One of the major applications of Gen AI in education, is to support personalised education in the form of individualised learning support for each learner. However, due to the way in which AI is structured, its propensity to 'hallucinate' is still a challenge. Additionally in our work with chatbots (see project report for details) the chatbot has a propensity to 'drift' from its training after several students have used it. Therefore, there is still a challenge when using AI to underpin personalised learning.
This mashable.com article runs a test through the AI tutors provided by OpenAI, Google and Anthropic. The article provides for an interesting overview, the process for testing and then an summary of the performance of each.
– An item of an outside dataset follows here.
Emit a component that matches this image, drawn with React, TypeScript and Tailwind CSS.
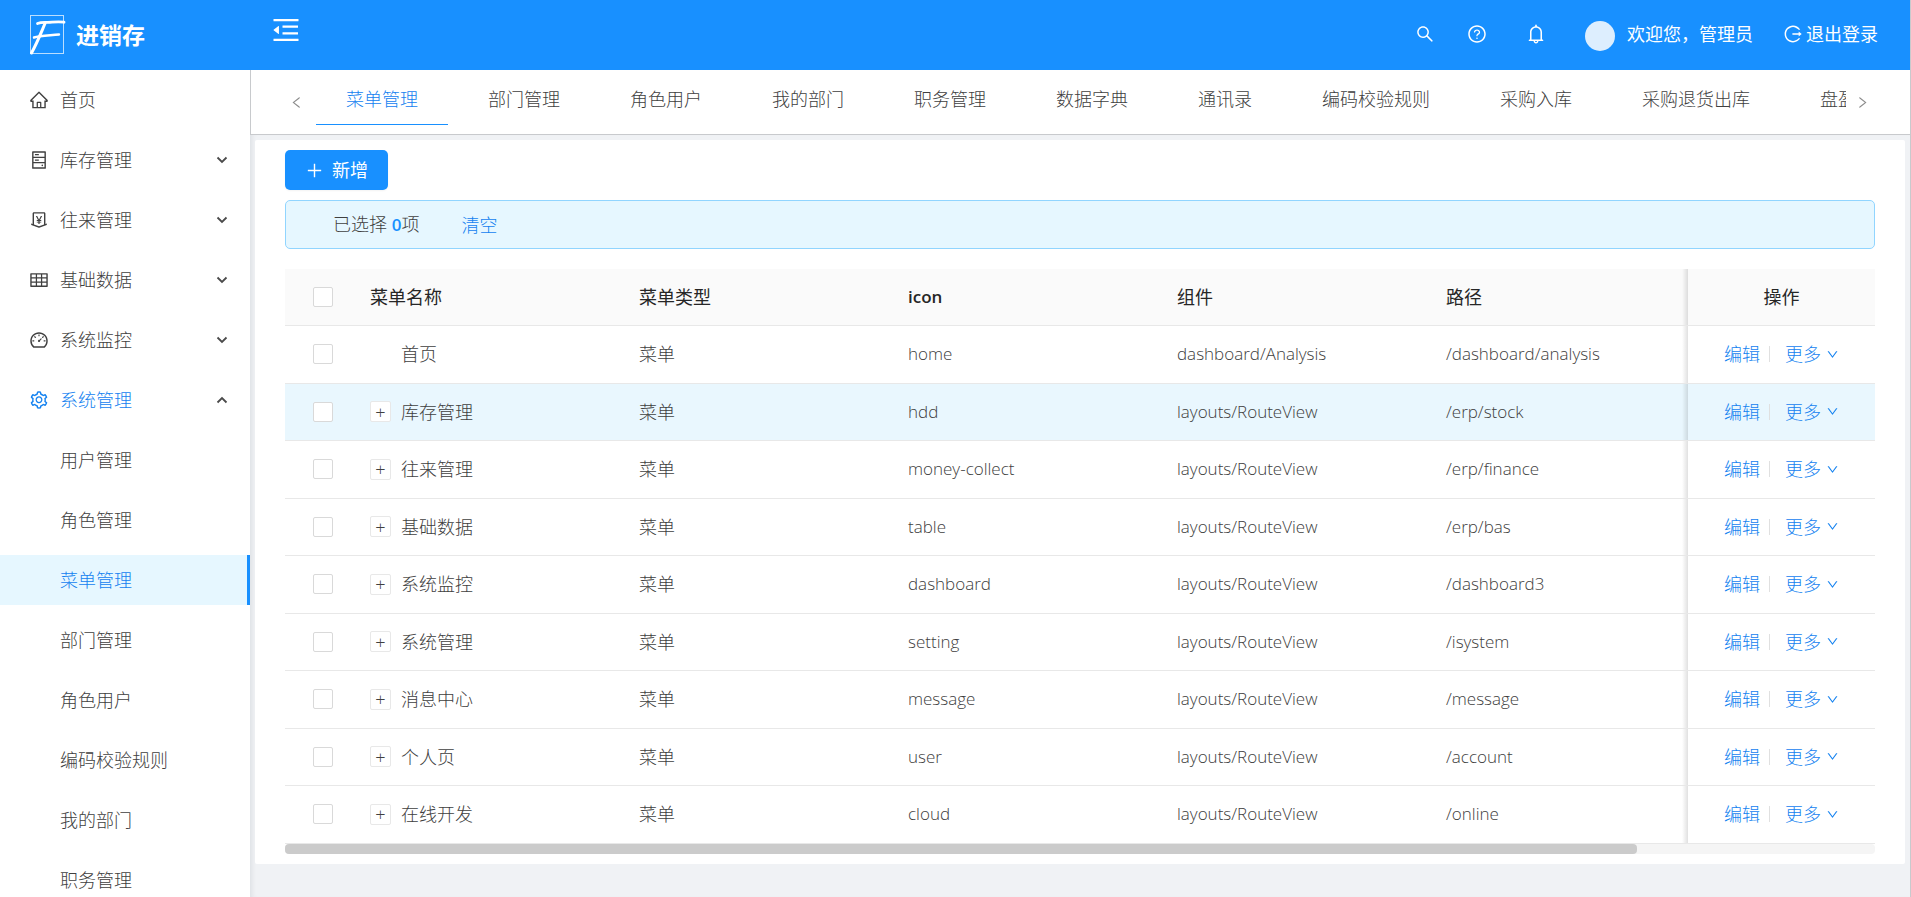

Links for each of the summaries bring you to a more detailed write up.
The findings/discussion will not be new to teachers. Importantly, the writer decides that chatbots cannot replace great teachers; reinforcing that learning is social.
Another post from AI toolkit undertakes a similar discussion. Although personalised learning is a 'holy grail' in education, the ways AI tutors go about provisioning answers, rather than supporting, nudging, encouraging learning is its disadvantage. When learners do not have to put effort into the learning process, learning does not take place. They end up with a 'cognitive debt' because the brain is not engaged in 'solving the puzzle' and 'making meaning'. In turn, learners develop 'metacognitive laziness' and depend on AI to do the hard work of thinking required to increase learning and develop expertise.
Of note is the status of AI in education. This post in Education Futures warns of the ways education is losing control as commercial interests become the providers of learning platforms. Although written within the US of A context, many of the arguments laid out are universal and global. AI is not only a form of technology, but can dictate what is learnt, what is accessed (or not) and removes teacher and learner agency.
Therefore, we need to be careful when thinking about AI-supported personalised learning. The design of learning into the AI agent/chatbot is essential to ensure that AI helps learning to take place and not replace learning.